Typing - Go is statically typed, Python dynamic type by default.
Interfaces are different - Go has interfaces - a set of methods an implementor must fulfill. But unlike other languages you don’t “inherit” from the interface. If you try to pass your PekingDuck to a method expecting a Duck it’ll just compile-time error if you try to call Quack
Interfaces are structs - Interfaces can be somewhat confusing, because they seem to really be structs that hold information about the concrete type and a pointer to the value. So an interface itself not being nil doesn’t rule out the Interface’s value being nil. This is a confusing footgun that seems to trip everyone up.
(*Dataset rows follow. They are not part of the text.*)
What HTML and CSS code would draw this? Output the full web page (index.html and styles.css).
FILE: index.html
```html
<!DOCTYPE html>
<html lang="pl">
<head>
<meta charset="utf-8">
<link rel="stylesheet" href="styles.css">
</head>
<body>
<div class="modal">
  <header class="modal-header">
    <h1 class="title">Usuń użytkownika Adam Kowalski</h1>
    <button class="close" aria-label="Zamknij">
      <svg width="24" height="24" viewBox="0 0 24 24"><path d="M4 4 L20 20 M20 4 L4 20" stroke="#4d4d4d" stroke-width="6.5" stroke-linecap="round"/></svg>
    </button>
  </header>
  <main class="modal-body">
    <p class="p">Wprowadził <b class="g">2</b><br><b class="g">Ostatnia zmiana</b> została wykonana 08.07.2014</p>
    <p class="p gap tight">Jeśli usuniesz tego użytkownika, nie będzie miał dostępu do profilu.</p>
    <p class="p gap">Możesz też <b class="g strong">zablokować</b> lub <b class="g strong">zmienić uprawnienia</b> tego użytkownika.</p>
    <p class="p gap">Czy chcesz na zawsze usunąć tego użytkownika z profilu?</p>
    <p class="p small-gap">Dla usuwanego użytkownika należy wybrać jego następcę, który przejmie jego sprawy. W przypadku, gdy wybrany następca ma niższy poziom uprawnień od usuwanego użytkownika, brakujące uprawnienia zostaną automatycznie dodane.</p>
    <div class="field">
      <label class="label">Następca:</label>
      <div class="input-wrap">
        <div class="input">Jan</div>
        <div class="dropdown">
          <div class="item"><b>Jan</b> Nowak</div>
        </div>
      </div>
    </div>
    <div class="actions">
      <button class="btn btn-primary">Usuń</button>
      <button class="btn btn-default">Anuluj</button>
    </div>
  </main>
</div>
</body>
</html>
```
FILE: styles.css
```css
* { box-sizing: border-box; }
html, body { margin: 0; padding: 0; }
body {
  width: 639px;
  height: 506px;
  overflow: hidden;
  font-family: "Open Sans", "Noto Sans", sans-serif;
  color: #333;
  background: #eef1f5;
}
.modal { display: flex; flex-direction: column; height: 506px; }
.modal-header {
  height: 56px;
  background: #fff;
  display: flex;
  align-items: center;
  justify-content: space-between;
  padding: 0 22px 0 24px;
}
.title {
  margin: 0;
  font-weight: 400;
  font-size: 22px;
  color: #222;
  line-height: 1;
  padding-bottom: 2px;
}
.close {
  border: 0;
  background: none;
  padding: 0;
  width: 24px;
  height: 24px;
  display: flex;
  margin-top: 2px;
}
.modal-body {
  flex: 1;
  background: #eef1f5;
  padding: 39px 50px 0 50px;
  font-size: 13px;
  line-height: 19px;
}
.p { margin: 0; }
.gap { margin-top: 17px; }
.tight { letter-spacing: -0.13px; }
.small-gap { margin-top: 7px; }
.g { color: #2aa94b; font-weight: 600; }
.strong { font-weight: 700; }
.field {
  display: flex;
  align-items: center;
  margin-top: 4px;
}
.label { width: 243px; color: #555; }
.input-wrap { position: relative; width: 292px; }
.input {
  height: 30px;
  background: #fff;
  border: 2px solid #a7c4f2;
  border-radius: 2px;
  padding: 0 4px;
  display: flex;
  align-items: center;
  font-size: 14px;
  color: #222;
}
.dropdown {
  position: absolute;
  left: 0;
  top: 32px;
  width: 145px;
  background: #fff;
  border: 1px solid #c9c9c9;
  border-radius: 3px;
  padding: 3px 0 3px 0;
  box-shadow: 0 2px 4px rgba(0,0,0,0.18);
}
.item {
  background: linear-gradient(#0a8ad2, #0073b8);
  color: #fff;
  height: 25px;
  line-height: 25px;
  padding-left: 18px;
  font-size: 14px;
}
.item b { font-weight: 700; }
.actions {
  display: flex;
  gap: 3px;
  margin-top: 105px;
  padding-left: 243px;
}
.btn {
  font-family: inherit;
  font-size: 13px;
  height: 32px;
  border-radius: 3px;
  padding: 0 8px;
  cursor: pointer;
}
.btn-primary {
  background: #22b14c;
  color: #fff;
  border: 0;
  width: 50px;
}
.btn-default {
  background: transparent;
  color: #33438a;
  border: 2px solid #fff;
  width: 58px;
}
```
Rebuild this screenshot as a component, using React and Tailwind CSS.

Go has built in bells and whistles - Go has a lot more default bells and whistles (expected project structure, packaging, test tools, etc). Much more he developer expects is owned by the language. Fewer arguments about whether to use pip vs poetry vs uv vs conda etc.
Except maybe debugging bells and whistles - In python to debug, you can just put a breakpoint in the code and run with your normal interpreter. In Go there’s delve, a different tool, that runs code differently than Go. Which is annoying to translate between go test
and dlv
to run your test.
Context built-in - Go has a default context in its standard lib for processing requests. It’s just assumed to be there. Python libraries for implementing services usually have a similar concept, but Go makes it more first class.
Concurrency - Go focused on concurrency with goroutines and channels. Not to mention it’s native and has no GIL like Python.
For all these reasons Go really excels at building backend services. While Python has its large amount of numerical processing with numpy, pandas, polars, tensorflow, etc. Though one wonders if there’s anything particularly special about Python that makes this possible, and maybe we shouldn’t be assuming Python will always be the tool for those things too?